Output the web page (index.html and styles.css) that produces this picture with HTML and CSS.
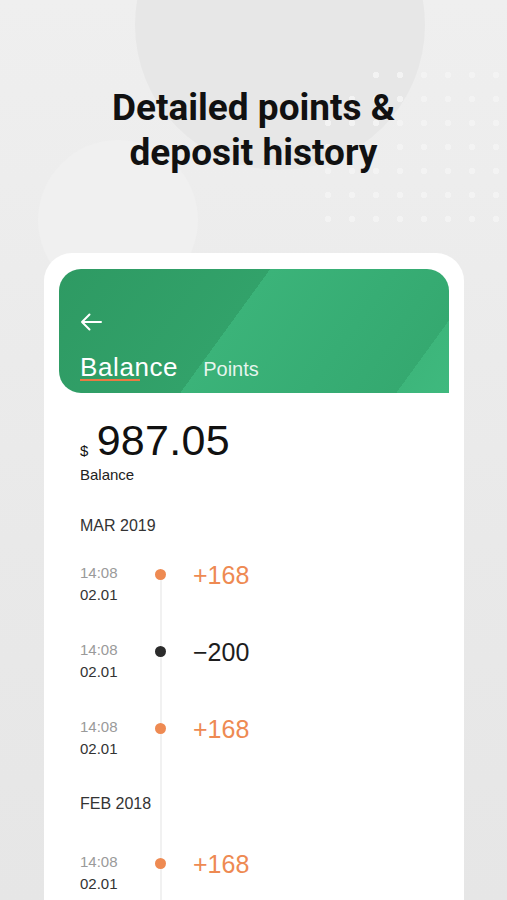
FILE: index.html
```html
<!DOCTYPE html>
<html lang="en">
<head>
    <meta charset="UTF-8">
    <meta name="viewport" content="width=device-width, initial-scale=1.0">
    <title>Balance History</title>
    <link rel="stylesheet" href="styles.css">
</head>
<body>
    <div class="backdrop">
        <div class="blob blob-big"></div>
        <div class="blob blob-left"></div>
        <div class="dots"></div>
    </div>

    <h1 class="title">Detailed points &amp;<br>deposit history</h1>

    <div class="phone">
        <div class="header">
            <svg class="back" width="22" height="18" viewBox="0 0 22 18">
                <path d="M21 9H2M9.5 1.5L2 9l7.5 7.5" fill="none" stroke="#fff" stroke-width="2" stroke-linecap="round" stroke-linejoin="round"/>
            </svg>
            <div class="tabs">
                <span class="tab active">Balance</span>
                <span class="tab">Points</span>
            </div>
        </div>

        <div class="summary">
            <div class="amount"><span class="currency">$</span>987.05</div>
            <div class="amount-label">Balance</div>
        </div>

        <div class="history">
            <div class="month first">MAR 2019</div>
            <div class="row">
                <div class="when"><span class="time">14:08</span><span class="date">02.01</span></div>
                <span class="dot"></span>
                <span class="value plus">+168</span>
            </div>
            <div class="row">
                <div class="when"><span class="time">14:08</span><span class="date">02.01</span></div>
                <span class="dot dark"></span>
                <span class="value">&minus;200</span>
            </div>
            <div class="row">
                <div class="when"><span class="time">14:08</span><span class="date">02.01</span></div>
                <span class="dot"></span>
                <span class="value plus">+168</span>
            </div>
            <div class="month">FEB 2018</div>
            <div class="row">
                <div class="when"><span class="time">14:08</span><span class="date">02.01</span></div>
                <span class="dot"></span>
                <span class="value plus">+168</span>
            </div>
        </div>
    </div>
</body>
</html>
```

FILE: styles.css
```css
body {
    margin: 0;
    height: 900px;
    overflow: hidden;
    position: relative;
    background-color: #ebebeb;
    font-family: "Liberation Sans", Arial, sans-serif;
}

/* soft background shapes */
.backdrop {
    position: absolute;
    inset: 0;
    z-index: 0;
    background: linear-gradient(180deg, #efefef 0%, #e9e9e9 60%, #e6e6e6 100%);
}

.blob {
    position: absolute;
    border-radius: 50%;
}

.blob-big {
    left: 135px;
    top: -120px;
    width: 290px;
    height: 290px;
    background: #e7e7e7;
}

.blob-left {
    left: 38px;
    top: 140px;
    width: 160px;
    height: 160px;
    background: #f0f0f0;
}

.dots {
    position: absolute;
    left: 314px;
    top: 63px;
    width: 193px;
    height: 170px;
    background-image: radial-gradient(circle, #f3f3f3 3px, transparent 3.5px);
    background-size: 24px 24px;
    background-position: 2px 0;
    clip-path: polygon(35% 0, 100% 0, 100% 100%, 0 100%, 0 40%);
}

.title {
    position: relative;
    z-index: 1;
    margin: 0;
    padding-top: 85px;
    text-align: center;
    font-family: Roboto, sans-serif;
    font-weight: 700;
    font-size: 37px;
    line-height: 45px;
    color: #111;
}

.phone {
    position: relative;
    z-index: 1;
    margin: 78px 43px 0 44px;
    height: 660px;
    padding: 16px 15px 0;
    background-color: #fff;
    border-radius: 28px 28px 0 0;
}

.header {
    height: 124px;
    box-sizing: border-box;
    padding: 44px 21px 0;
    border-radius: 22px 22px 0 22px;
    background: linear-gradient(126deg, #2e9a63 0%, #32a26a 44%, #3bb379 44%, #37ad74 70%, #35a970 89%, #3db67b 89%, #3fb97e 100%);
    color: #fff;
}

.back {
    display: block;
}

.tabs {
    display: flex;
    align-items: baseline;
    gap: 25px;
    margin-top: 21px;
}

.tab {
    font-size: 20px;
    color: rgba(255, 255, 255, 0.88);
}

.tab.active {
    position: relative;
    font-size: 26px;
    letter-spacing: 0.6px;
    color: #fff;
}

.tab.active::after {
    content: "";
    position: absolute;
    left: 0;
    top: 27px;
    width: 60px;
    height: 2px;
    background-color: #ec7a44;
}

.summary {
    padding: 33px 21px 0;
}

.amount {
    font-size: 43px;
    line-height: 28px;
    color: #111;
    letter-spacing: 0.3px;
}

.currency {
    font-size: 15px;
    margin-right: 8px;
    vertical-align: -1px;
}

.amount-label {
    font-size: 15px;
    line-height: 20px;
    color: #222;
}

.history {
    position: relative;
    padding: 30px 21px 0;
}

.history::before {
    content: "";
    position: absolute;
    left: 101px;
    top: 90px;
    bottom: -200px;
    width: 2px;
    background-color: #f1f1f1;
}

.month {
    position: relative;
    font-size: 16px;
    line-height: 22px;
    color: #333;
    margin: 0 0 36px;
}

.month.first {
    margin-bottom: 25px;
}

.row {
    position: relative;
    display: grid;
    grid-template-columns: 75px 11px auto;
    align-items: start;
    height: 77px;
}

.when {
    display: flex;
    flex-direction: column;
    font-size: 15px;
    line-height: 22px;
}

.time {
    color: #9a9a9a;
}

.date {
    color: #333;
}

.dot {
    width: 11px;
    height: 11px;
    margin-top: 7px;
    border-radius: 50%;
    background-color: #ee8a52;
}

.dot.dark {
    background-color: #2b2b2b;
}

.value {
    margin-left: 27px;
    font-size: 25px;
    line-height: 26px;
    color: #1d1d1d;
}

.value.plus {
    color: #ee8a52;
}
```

- _TO DO_
Extract the full listing above verbatim; pictures are to be left out of the copy.

- _TASK RESPONSE_
Output the web page (index.html and styles.css) that produces this picture with HTML and CSS.
FILE: index.html
```html
<!DOCTYPE html>
<html lang="en">
<head>
    <meta charset="UTF-8">
    <meta name="viewport" content="width=device-width, initial-scale=1.0">
    <title>Balance History</title>
    <link rel="stylesheet" href="styles.css">
</head>
<body>
    <div class="backdrop">
        <div class="blob blob-big"></div>
        <div class="blob blob-left"></div>
        <div class="dots"></div>
    </div>

    <h1 class="title">Detailed points &amp;<br>deposit history</h1>

    <div class="phone">
        <div class="header">
            <svg class="back" width="22" height="18" viewBox="0 0 22 18">
                <path d="M21 9H2M9.5 1.5L2 9l7.5 7.5" fill="none" stroke="#fff" stroke-width="2" stroke-linecap="round" stroke-linejoin="round"/>
            </svg>
            <div class="tabs">
                <span class="tab active">Balance</span>
                <span class="tab">Points</span>
            </div>
        </div>

        <div class="summary">
            <div class="amount"><span class="currency">$</span>987.05</div>
            <div class="amount-label">Balance</div>
        </div>

        <div class="history">
            <div class="month first">MAR 2019</div>
            <div class="row">
                <div class="when"><span class="time">14:08</span><span class="date">02.01</span></div>
                <span class="dot"></span>
                <span class="value plus">+168</span>
            </div>
            <div class="row">
                <div class="when"><span class="time">14:08</span><span class="date">02.01</span></div>
                <span class="dot dark"></span>
                <span class="value">&minus;200</span>
            </div>
            <div class="row">
                <div class="when"><span class="time">14:08</span><span class="date">02.01</span></div>
                <span class="dot"></span>
                <span class="value plus">+168</span>
            </div>
            <div class="month">FEB 2018</div>
            <div class="row">
                <div class="when"><span class="time">14:08</span><span class="date">02.01</span></div>
                <span class="dot"></span>
                <span class="value plus">+168</span>
            </div>
        </div>
    </div>
</body>
</html>
```

FILE: styles.css
```css
body {
    margin: 0;
    height: 900px;
    overflow: hidden;
    position: relative;
    background-color: #ebebeb;
    font-family: "Liberation Sans", Arial, sans-serif;
}

/* soft background shapes */
.backdrop {
    position: absolute;
    inset: 0;
    z-index: 0;
    background: linear-gradient(180deg, #efefef 0%, #e9e9e9 60%, #e6e6e6 100%);
}

.blob {
    position: absolute;
    border-radius: 50%;
}

.blob-big {
    left: 135px;
    top: -120px;
    width: 290px;
    height: 290px;
    background: #e7e7e7;
}

.blob-left {
    left: 38px;
    top: 140px;
    width: 160px;
    height: 160px;
    background: #f0f0f0;
}

.dots {
    position: absolute;
    left: 314px;
    top: 63px;
    width: 193px;
    height: 170px;
    background-image: radial-gradient(circle, #f3f3f3 3px, transparent 3.5px);
    background-size: 24px 24px;
    background-position: 2px 0;
    clip-path: polygon(35% 0, 100% 0, 100% 100%, 0 100%, 0 40%);
}

.title {
    position: relative;
    z-index: 1;
    margin: 0;
    padding-top: 85px;
    text-align: center;
    font-family: Roboto, sans-serif;
    font-weight: 700;
    font-size: 37px;
    line-height: 45px;
    color: #111;
}

.phone {
    position: relative;
    z-index: 1;
    margin: 78px 43px 0 44px;
    height: 660px;
    padding: 16px 15px 0;
    background-color: #fff;
    border-radius: 28px 28px 0 0;
}

.header {
    height: 124px;
    box-sizing: border-box;
    padding: 44px 21px 0;
    border-radius: 22px 22px 0 22px;
    background: linear-gradient(126deg, #2e9a63 0%, #32a26a 44%, #3bb379 44%, #37ad74 70%, #35a970 89%, #3db67b 89%, #3fb97e 100%);
    color: #fff;
}

.back {
    display: block;
}

.tabs {
    display: flex;
    align-items: baseline;
    gap: 25px;
    margin-top: 21px;
}

.tab {
    font-size: 20px;
    color: rgba(255, 255, 255, 0.88);
}

.tab.active {
    position: relative;
    font-size: 26px;
    letter-spacing: 0.6px;
    color: #fff;
}

.tab.active::after {
    content: "";
    position: absolute;
    left: 0;
    top: 27px;
    width: 60px;
    height: 2px;
    background-color: #ec7a44;
}

.summary {
    padding: 33px 21px 0;
}

.amount {
    font-size: 43px;
    line-height: 28px;
    color: #111;
    letter-spacing: 0.3px;
}

.currency {
    font-size: 15px;
    margin-right: 8px;
    vertical-align: -1px;
}

.amount-label {
    font-size: 15px;
    line-height: 20px;
    color: #222;
}

.history {
    position: relative;
    padding: 30px 21px 0;
}

.history::before {
    content: "";
    position: absolute;
    left: 101px;
    top: 90px;
    bottom: -200px;
    width: 2px;
    background-color: #f1f1f1;
}

.month {
    position: relative;
    font-size: 16px;
    line-height: 22px;
    color: #333;
    margin: 0 0 36px;
}

.month.first {
    margin-bottom: 25px;
}

.row {
    position: relative;
    display: grid;
    grid-template-columns: 75px 11px auto;
    align-items: start;
    height: 77px;
}

.when {
    display: flex;
    flex-direction: column;
    font-size: 15px;
    line-height: 22px;
}

.time {
    color: #9a9a9a;
}

.date {
    color: #333;
}

.dot {
    width: 11px;
    height: 11px;
    margin-top: 7px;
    border-radius: 50%;
    background-color: #ee8a52;
}

.dot.dark {
    background-color: #2b2b2b;
}

.value {
    margin-left: 27px;
    font-size: 25px;
    line-height: 26px;
    color: #1d1d1d;
}

.value.plus {
    color: #ee8a52;
}
```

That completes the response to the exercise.